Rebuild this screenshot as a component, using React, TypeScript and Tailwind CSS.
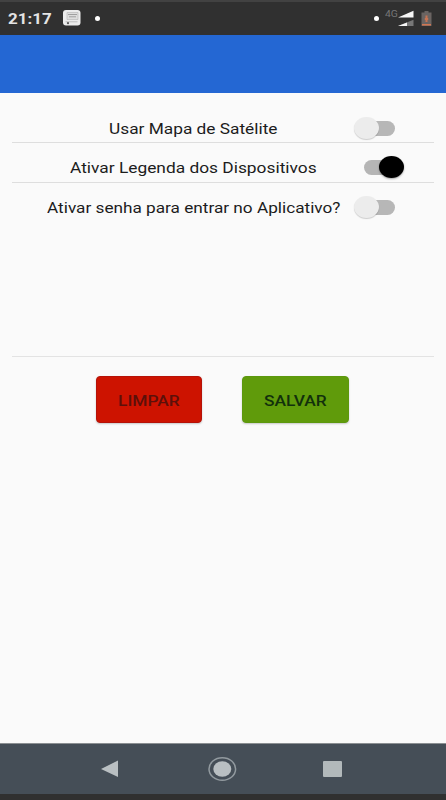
type SwitchProps = { on?: boolean };

function Switch({ on = false }: SwitchProps) {
  return on ? (
    <div role="switch" aria-checked="true" className="ml-[364px] flex h-[22px] w-10 items-center">
      <div className="h-[15px] w-6 shrink-0 rounded-l-full bg-[#b5b5b5]" />
      <div className="-ml-[9px] h-[22px] w-[25px] shrink-0 rounded-[50%] bg-black shadow-[0_1px_2px_rgba(0,0,0,0.35)]" />
    </div>
  ) : (
    <div role="switch" aria-checked="false" className="ml-[354px] flex h-[22px] w-10 items-center">
      <div className="z-10 h-[22px] w-[25px] shrink-0 rounded-[50%] bg-[#ececec] shadow-[0_1px_1px_rgba(0,0,0,0.18)]" />
      <div className="-ml-[9px] h-[15px] w-[25px] shrink-0 rounded-r-full bg-[#b7b7b7]" />
    </div>
  );
}

function StatusBar() {
  return (
    <div className="flex h-[35px] items-start border-t-2 border-[#424242] bg-[#303030] text-white">
      <span className="ml-2 mt-[7px] w-[54px] origin-left scale-x-[1.13] text-[15px] leading-5 font-bold text-[#e4e4e4]">21:17</span>
      <svg className="mt-[8px] ml-[1px]" width="18" height="16" viewBox="0 0 18 16">
        <rect x="0" y="0" width="17.5" height="15.5" rx="3" fill="#ececec" />
        <path d="M4 2.5h11v7H4z" fill="#dddddd" stroke="#b5b5b5" strokeWidth=".6" />
        <path d="M5 4.5h9M6 6.8h7" stroke="#999" strokeWidth=".9" />
        <path d="M2.5 11.8h12" stroke="#aaa" strokeWidth=".7" />
        <circle cx="5" cy="13.2" r="1.1" fill="#555" />
      </svg>
      <div className="mt-[14px] ml-[14px] size-[5px] rounded-full bg-white" />
      <div className="mt-[14px] ml-[274px] size-[5px] rounded-full bg-white" />
      <span className="mt-[7px] ml-[6px] w-[13px] origin-left scale-x-[1.15] text-[9px] leading-[11px] text-[#777777]">4G</span>
      <svg className="mt-[8px]" width="17" height="18" viewBox="0 0 17 18">
        <path d="M0 7.5L15.5.8v6.7z" fill="#f5f5f5" />
        <path d="M0 16l15.5-6.2V16z" fill="#777" />
        <path d="M0 16l9-3.6V16z" fill="#f5f5f5" />
      </svg>
      <svg className="mt-[9px] ml-[6px]" width="11" height="16" viewBox="0 0 11 16">
        <path d="M3.5 0h4v1.5h3V15H.5V1.5h3z" fill="#6a6462" />
        <path d="M5.5 4.5v6.5M3.8 8h3.4" stroke="#c77352" strokeWidth="2" />
        <path d="M1 13h9v1.5H1z" fill="#d17652" />
      </svg>
    </div>
  );
}

function NavBar() {
  return (
    <div className="h-[57px] border-t border-[#8b8f92] bg-[#303030]">
      <div className="h-[50px] bg-[#454e57]">
        <svg width="446" height="50" viewBox="0 0 446 50">
          <path d="M101 25L118 16.5v16.5z" fill="#b9bfc2" />
          <ellipse cx="222.3" cy="25" rx="13.3" ry="11.3" fill="none" stroke="#929a9f" strokeWidth="1.5" />
          <ellipse cx="222.3" cy="25" rx="9" ry="7.7" fill="#b9bfc2" />
          <rect x="323" y="17" width="19" height="16" rx="1" fill="#b2b9bb" />
        </svg>
      </div>
    </div>
  );
}

export default function App() {
  return (
    <div className="flex h-[800px] w-[446px] flex-col overflow-hidden bg-[#fafafa] font-['Roboto',sans-serif]">
      <StatusBar />
      <header className="h-[58px] bg-[#2467d3]" />
      <main className="flex-1 text-[#1c1c1c]">
        <div className="mx-3 h-[50px] border-b border-[#dedede] pt-[24px]">
          <div className="-mx-3 grid">
            <span className="col-start-1 row-start-1 ml-[109px] w-max origin-left scale-x-[1.235] text-sm leading-6">Usar Mapa de Satélite</span>
            <div className="col-start-1 row-start-1"><Switch /></div>
          </div>
        </div>
        <div className="mx-3 h-10 border-b border-[#dedede] pt-[13px]">
          <div className="-mx-3 grid">
            <span className="col-start-1 row-start-1 ml-[70px] w-max origin-left scale-x-[1.238] text-sm leading-6">Ativar Legenda dos Dispositivos</span>
            <div className="col-start-1 row-start-1"><Switch on /></div>
          </div>
        </div>
        <div className="mx-3 h-[174px] border-b border-[#e3e3e3] pt-[13px]">
          <div className="-mx-3 grid">
            <span className="col-start-1 row-start-1 ml-[47px] w-max origin-left scale-x-[1.228] text-sm leading-6">Ativar senha para entrar no Aplicativo?</span>
            <div className="col-start-1 row-start-1"><Switch /></div>
          </div>
        </div>
        <div className="ml-24 flex gap-10 pt-[19px]">
          <button className="h-[47px] w-[106px] rounded-[4px] border border-[#b51208] bg-[#cd1300] pt-0.5 text-sm font-medium text-[#5c100a] shadow-[0_1px_2px_rgba(0,0,0,0.2)]">
            <span className="inline-block scale-x-[1.24]">LIMPAR</span>
          </button>
          <button className="h-[47px] w-[107px] rounded-[4px] border border-[#5c980e] bg-[#609b0b] pt-0.5 text-sm font-medium text-[#12300c] shadow-[0_1px_2px_rgba(0,0,0,0.2)]">
            <span className="inline-block scale-x-[1.24]">SALVAR</span>
          </button>
        </div>
      </main>
      <NavBar />
    </div>
  );
}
--
** TASK DIRECTIONS **
All of the material above needs to be restated exactly, with no pictures.

** PROBLEM SOLUTION **
Rebuild this screenshot as a component, using React, TypeScript and Tailwind CSS.
type SwitchProps = { on?: boolean };

function Switch({ on = false }: SwitchProps) {
  return on ? (
    <div role="switch" aria-checked="true" className="ml-[364px] flex h-[22px] w-10 items-center">
      <div className="h-[15px] w-6 shrink-0 rounded-l-full bg-[#b5b5b5]" />
      <div className="-ml-[9px] h-[22px] w-[25px] shrink-0 rounded-[50%] bg-black shadow-[0_1px_2px_rgba(0,0,0,0.35)]" />
    </div>
  ) : (
    <div role="switch" aria-checked="false" className="ml-[354px] flex h-[22px] w-10 items-center">
      <div className="z-10 h-[22px] w-[25px] shrink-0 rounded-[50%] bg-[#ececec] shadow-[0_1px_1px_rgba(0,0,0,0.18)]" />
      <div className="-ml-[9px] h-[15px] w-[25px] shrink-0 rounded-r-full bg-[#b7b7b7]" />
    </div>
  );
}

function StatusBar() {
  return (
    <div className="flex h-[35px] items-start border-t-2 border-[#424242] bg-[#303030] text-white">
      <span className="ml-2 mt-[7px] w-[54px] origin-left scale-x-[1.13] text-[15px] leading-5 font-bold text-[#e4e4e4]">21:17</span>
      <svg className="mt-[8px] ml-[1px]" width="18" height="16" viewBox="0 0 18 16">
        <rect x="0" y="0" width="17.5" height="15.5" rx="3" fill="#ececec" />
        <path d="M4 2.5h11v7H4z" fill="#dddddd" stroke="#b5b5b5" strokeWidth=".6" />
        <path d="M5 4.5h9M6 6.8h7" stroke="#999" strokeWidth=".9" />
        <path d="M2.5 11.8h12" stroke="#aaa" strokeWidth=".7" />
        <circle cx="5" cy="13.2" r="1.1" fill="#555" />
      </svg>
      <div className="mt-[14px] ml-[14px] size-[5px] rounded-full bg-white" />
      <div className="mt-[14px] ml-[274px] size-[5px] rounded-full bg-white" />
      <span className="mt-[7px] ml-[6px] w-[13px] origin-left scale-x-[1.15] text-[9px] leading-[11px] text-[#777777]">4G</span>
      <svg className="mt-[8px]" width="17" height="18" viewBox="0 0 17 18">
        <path d="M0 7.5L15.5.8v6.7z" fill="#f5f5f5" />
        <path d="M0 16l15.5-6.2V16z" fill="#777" />
        <path d="M0 16l9-3.6V16z" fill="#f5f5f5" />
      </svg>
      <svg className="mt-[9px] ml-[6px]" width="11" height="16" viewBox="0 0 11 16">
        <path d="M3.5 0h4v1.5h3V15H.5V1.5h3z" fill="#6a6462" />
        <path d="M5.5 4.5v6.5M3.8 8h3.4" stroke="#c77352" strokeWidth="2" />
        <path d="M1 13h9v1.5H1z" fill="#d17652" />
      </svg>
    </div>
  );
}

function NavBar() {
  return (
    <div className="h-[57px] border-t border-[#8b8f92] bg-[#303030]">
      <div className="h-[50px] bg-[#454e57]">
        <svg width="446" height="50" viewBox="0 0 446 50">
          <path d="M101 25L118 16.5v16.5z" fill="#b9bfc2" />
          <ellipse cx="222.3" cy="25" rx="13.3" ry="11.3" fill="none" stroke="#929a9f" strokeWidth="1.5" />
          <ellipse cx="222.3" cy="25" rx="9" ry="7.7" fill="#b9bfc2" />
          <rect x="323" y="17" width="19" height="16" rx="1" fill="#b2b9bb" />
        </svg>
      </div>
    </div>
  );
}

export default function App() {
  return (
    <div className="flex h-[800px] w-[446px] flex-col overflow-hidden bg-[#fafafa] font-['Roboto',sans-serif]">
      <StatusBar />
      <header className="h-[58px] bg-[#2467d3]" />
      <main className="flex-1 text-[#1c1c1c]">
        <div className="mx-3 h-[50px] border-b border-[#dedede] pt-[24px]">
          <div className="-mx-3 grid">
            <span className="col-start-1 row-start-1 ml-[109px] w-max origin-left scale-x-[1.235] text-sm leading-6">Usar Mapa de Satélite</span>
            <div className="col-start-1 row-start-1"><Switch /></div>
          </div>
        </div>
        <div className="mx-3 h-10 border-b border-[#dedede] pt-[13px]">
          <div className="-mx-3 grid">
            <span className="col-start-1 row-start-1 ml-[70px] w-max origin-left scale-x-[1.238] text-sm leading-6">Ativar Legenda dos Dispositivos</span>
            <div className="col-start-1 row-start-1"><Switch on /></div>
          </div>
        </div>
        <div className="mx-3 h-[174px] border-b border-[#e3e3e3] pt-[13px]">
          <div className="-mx-3 grid">
            <span className="col-start-1 row-start-1 ml-[47px] w-max origin-left scale-x-[1.228] text-sm leading-6">Ativar senha para entrar no Aplicativo?</span>
            <div className="col-start-1 row-start-1"><Switch /></div>
          </div>
        </div>
        <div className="ml-24 flex gap-10 pt-[19px]">
          <button className="h-[47px] w-[106px] rounded-[4px] border border-[#b51208] bg-[#cd1300] pt-0.5 text-sm font-medium text-[#5c100a] shadow-[0_1px_2px_rgba(0,0,0,0.2)]">
            <span className="inline-block scale-x-[1.24]">LIMPAR</span>
          </button>
          <button className="h-[47px] w-[107px] rounded-[4px] border border-[#5c980e] bg-[#609b0b] pt-0.5 text-sm font-medium text-[#12300c] shadow-[0_1px_2px_rgba(0,0,0,0.2)]">
            <span className="inline-block scale-x-[1.24]">SALVAR</span>
          </button>
        </div>
      </main>
      <NavBar />
    </div>
  );
}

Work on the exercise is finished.